2021 Employee Stock Purchase Plan
On June 9, 2021, the Company’s stockholders approved the 2021 Employee Stock Purchase Plan (the “ESPP”). A total of 600 thousand shares were authorized for issuance to eligible participating employees upon adoption of the ESPP. The ESPP provides for consecutive 6-month offering periods beginning on or about August 16 and February 16 of each year. Eligible employees who elect to participate can contribute from 1% to 15% of their eligible compensation through payroll withholding. During any offering period, contribution rates cannot be changed. However, eligible employees may withdraw from the current offering period. Any contributions made prior to each purchase date in the case of withdrawal or termination of employment will be refunded. On each purchase date, eligible participating employees will purchase the shares at a price per share equal to 85% of the lesser of (i) the fair market value of the Company's stock on the first trading day of the offering period or (ii) the fair market value of the Company's stock on the purchase date (i.e., the last trading day of the offering period).
During the six months ended June 30, 2024, 29 thousand shares were issued in connection with the purchase of common stock by participating employees. As of June 30, 2024, 465 thousand shares were available for future purchases.
Stock Options
Stock options granted under the Restated 2012 Plan and Previous 2012 Plan (collectively, the "Plans") generally vest based on continued service over four years and expire ten years from the date of grant.
A summary of the Company’s stock option activity during the six months ended June 30, 2024 is as follows:
| | | | | | | | | | | | | | | | | | | | | | | |
| Outstanding Options | | Weighted Average Exercise Price | | Weighted Average Remaining Contractual Life | | Aggregate Intrinsic Value |
| (in thousands) | | | | (Years) | | (in thousands) |
Balance as of December 31, 2023 | 1,447 | | $ | 97.98 | | | 6.5 | | $ | 142,302 | |
Granted | 137 | | $ | 167.29 | | | | | |
Exercised | (107) | | $ | 55.74 | | | | | |
Canceled | (46) | | $ | 123.66 | | | | | |
Balance as of June 30, 2024 | 1,431 | | $ | 106.93 | | | 6.5 | | $ | 54,911 | |
Vested and expected to vest as of June 30, 2024 | 1,276 | | $ | 102.70 | | | 6.2 | | $ | 53,581 | |
Exercisable as of June 30, 2024 | 791 | | $ | 81.61 | | | 4.9 | | $ | 48,263 | |
Restricted Stock Units
RSUs granted under the Plans generally only contain a service-based vesting condition that is typically satisfied over four years.
Performance-based Restricted Stock Units ("PRSUs") granted under the Plans contain both service-based and performance-based vesting conditions. In February 2024, the Company granted PRSUs to its executive officers and certain other members of its senior leadership team.
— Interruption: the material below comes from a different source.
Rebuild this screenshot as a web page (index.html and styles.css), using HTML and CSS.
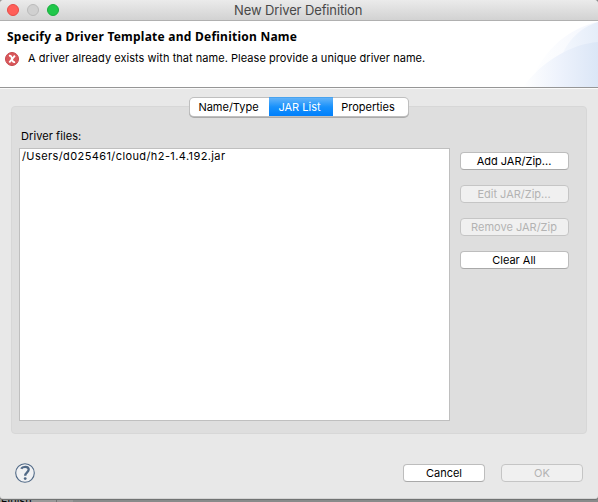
FILE: index.html
```html
<!DOCTYPE html>
<html lang="en">
<head>
<meta charset="utf-8">
<title>New Driver Definition</title>
<link rel="stylesheet" href="styles.css">
</head>
<body>
<div class="backdrop"><span class="behind">Finish</span></div>
<main class="window">
  <header class="titlebar">
    <div class="lights"><i class="light close"></i><i class="light minimize"></i><i class="light maximize"></i></div>
    <h1 class="title"><span>New Driver Definition</span></h1>
  </header>
  <section class="banner">
    <svg class="swoosh" width="120" height="66" viewBox="0 0 120 66">
      <defs>
        <linearGradient id="a"><stop offset="0" stop-color="#fff"/><stop offset="1" stop-color="#f3f6fd"/></linearGradient>
        <linearGradient id="b"><stop offset="0" stop-color="#f5f8fe"/><stop offset="1" stop-color="#e5edf9"/></linearGradient>
        <linearGradient id="c"><stop offset="0" stop-color="#fff"/><stop offset=".5" stop-color="#edf2fc"/><stop offset="1" stop-color="#dbe6f6"/></linearGradient>
      </defs>
      <path d="M52 66C60 34 89 7 120 1V66Z" fill="url(#a)"/>
      <path d="M80 45C87 21 101 7 120 1V45Z" fill="url(#b)"/>
      <path d="M45 66C65 39 94 23 120 21V66Z" fill="url(#c)"/>
    </svg>
    <h2 class="heading"><span>Specify a Driver Template and Definition Name</span></h2>
    <div class="message">
      <svg class="error" width="14" height="14" viewBox="0 0 14 14">
        <circle cx="7" cy="7" r="6.5" fill="#d9575b" stroke="#c5484c"/>
        <path d="M4 3.800C6 3.300 6.400 4.500 7 7S8.200 10.600 10 9.900M9.900 3.600L4.300 10.500" fill="none" stroke="#fff" stroke-width="1.9"/>
      </svg>
      <p><span>A driver already exists with that name. Please provide a unique driver name.</span></p>
    </div>
  </section>
  <section class="content">
    <nav class="tabs">
      <div class="tab name"><span>Name/Type</span></div><div class="tab selected"><span>JAR List</span></div><div class="tab props"><span>Properties</span></div>
    </nav>
    <div class="group">
      <div class="label"><span>Driver files:</span></div>
      <div class="columns">
        <div class="list"><span>/Users/d025461/cloud/h2-1.4.192.jar</span></div>
        <div class="actions">
          <button><span>Add JAR/Zip...</span></button>
          <button disabled><span>Edit JAR/Zip...</span></button>
          <button disabled><span>Remove JAR/Zip</span></button>
          <button><span>Clear All</span></button>
        </div>
      </div>
    </div>
  </section>
  <footer class="footer">
    <svg class="help" width="20" height="20" viewBox="0 0 20 20">
      <circle cx="10" cy="10" r="9.300" fill="#f0f1f3" stroke="#506986" stroke-width="1.100"/>
      <path d="M6.200 5.800C7.500 3.300 13.700 2.900 13.700 6.600C13.700 9.300 10.200 9.400 10.200 12.800" fill="none" stroke="#506986" stroke-width="2.300"/>
      <circle cx="10.200" cy="15.600" r="1.400" fill="#506986"/>
    </svg>
    <div class="confirm">
      <button><span>Cancel</span></button>
      <button disabled><span>OK</span></button>
    </div>
  </footer>
</main>
</body>
</html>
```
FILE: styles.css
```css
* { box-sizing: border-box; }
body { margin: 0; width: 598px; height: 502px; overflow: hidden; position: relative; background: #898b8b; font: 11px/14px Inter, sans-serif; color: #000; }
h1, h2, p { margin: 0; font: inherit; }
span { white-space: nowrap; }
.backdrop { position: absolute; inset: 0; background: linear-gradient(90deg, #999 56px, #747676 56px 57px, #999 57px 73px, #898b8b 73px); overflow: hidden; }
.behind { position: absolute; left: 1px; top: 494px; }
.window { position: relative; height: 499px; display: flex; flex-direction: column; background: #e8e8e8; border-radius: 4px 4px 3px 3px; overflow: hidden; border-bottom: 1px solid #d4d4d4; box-shadow: 0 1px 0 #707272; }
.titlebar { height: 21px; flex: none; position: relative; background: linear-gradient(#ebebeb, #d2d2d2); border-bottom: 1px solid #b0b0b0; }
.lights { position: absolute; left: 7px; top: 4px; display: flex; gap: 8px; }
.light { width: 12px; height: 12px; border-radius: 50%; border: 1px solid; }
.close { background: #ff5f59; border-color: #e64b46; }
.minimize { background: #d0d0d0; border-color: #bababa; }
.maximize { background: #20c74a; border-color: #18ad3d; }
.title { padding: 3px 0 0 234px; font-size: 13px; line-height: 15px; letter-spacing: -.12px; color: #484848; }
.banner { position: relative; height: 67px; flex: none; background: #fff; border-bottom: 1px solid #969696; padding: 8px 0 0 7px; }
.swoosh { position: absolute; right: 0; top: 0; }
.heading { font: bold 12px/16px "Noto Sans", sans-serif; letter-spacing: .24px; }
.message { display: flex; margin: 6px 0 0 -2px; gap: 9px; letter-spacing: .04px; }
.error { margin-top: 1px; }
.content { height: 348px; flex: none; border-top: 1px solid #fafafa; padding: 9px 11px 0; }
.tabs { position: relative; z-index: 1; display: flex; width: 218px; height: 18px; margin-left: 179px; background: #fff; border-radius: 4px; box-shadow: 0 0 0 1px #bfbfbf, 0 1px 0 1px #aaa; }
.tab { text-align: center; line-height: 18px; }
.name { width: 79px; padding-right: 2px; }
.selected { width: 64px; padding-right: 3px; background: linear-gradient(#63b3f8, #1791fc 50%, #007ffb); color: #fff; box-shadow: 0 -1px #49a3ef; }
.props { width: 75px; padding-right: 5px; }
.group { height: 328px; margin-top: -10px; padding: 22px 8px 0 7px; background: #dedede; border: 1px solid #d7d7d7; border-radius: 4px; }
.label { height: 19px; padding-left: 2px; letter-spacing: .08px; }
.columns { display: flex; gap: 10px; }
.list { width: 431px; height: 273px; flex: none; background: #fff; border: 1px solid #bfbfbf; padding: 0 0 0 2px; letter-spacing: .4px; }
.actions { display: flex; flex-direction: column; gap: 15px; padding-top: 4px; }
button { display: flex; justify-content: center; align-items: center; width: 109px; height: 18px; padding: 0 1px 0 0; border: 1px solid #bdbdbd; border-bottom-color: #a9a9a9; border-radius: 4px; background: #fff; color: #000; font: inherit; }
button:disabled { background: #f0f0f0; color: #b3b3b3; border-color: #c5c5c5; }
.footer { display: flex; justify-content: space-between; padding: 27px 15px 0; }
.confirm { display: flex; gap: 16px; padding-top: 1px; }
.confirm button { width: 82px; padding: 0; }
```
The performance-based vesting condition is satisfied upon the achievement of certain Company annual performance targets, including revenue growth and adjusted EBITDA margin, set by the Compensation and Talent Committee of the board of directors of the Company. The target PRSUs are scheduled to vest in three equal annual installments over a three-year period. Each annual installments at 200% of the annual target will be considered granted when the performance targets for the corresponding performance year is determined and approved. The actual number of the PRSUs earned and eligible to vest ranges from 0% to 200% of the annual target number of PRSUs granted based on the weighted-average achievement of such Company annual performance metrics set for the corresponding annual performance period. The vesting and release of the first and second installment is capped at 100% of the target number at the end of the first and second year, respectively, with cumulative achievement over 100%, if any, to be vested and released at the end of the third year, together with the vesting of the third installment. For PRSUs granted
under the Plans, any unvested PRSU award may be accelerated in part or in full upon the occurrence of certain events, such as death or disability, or a change in control, as defined in the grant agreement.
A summary of the Company’s RSU activity, inclusive of PRSU activity, during the six months ended June 30, 2024 is as follows:
| | | | | | | | | | | |
| Outstanding RSUs | | Weighted Average Grant Date Fair Value Per Share |
| (in thousands) | | |
Balance as of December 31, 2023 | 1,074 | (1) | $ | 133.60 | |
Granted | 233 | (2) | $ | 166.97 | |
Vested | (240) | (3) | $ | 127.56 | |
Forfeited | (126) | (4) | $ | 137.67 | |
Balance as of June 30, 2024 | 941 | (5) | $ | 142.84 | |
Outstanding and expected to vest as of June 30, 2024 | 712 | | $ | 139.13 | |
(1)Included 139 thousand PRSUs granted to certain executive officers in 2023, 2022 and 2021.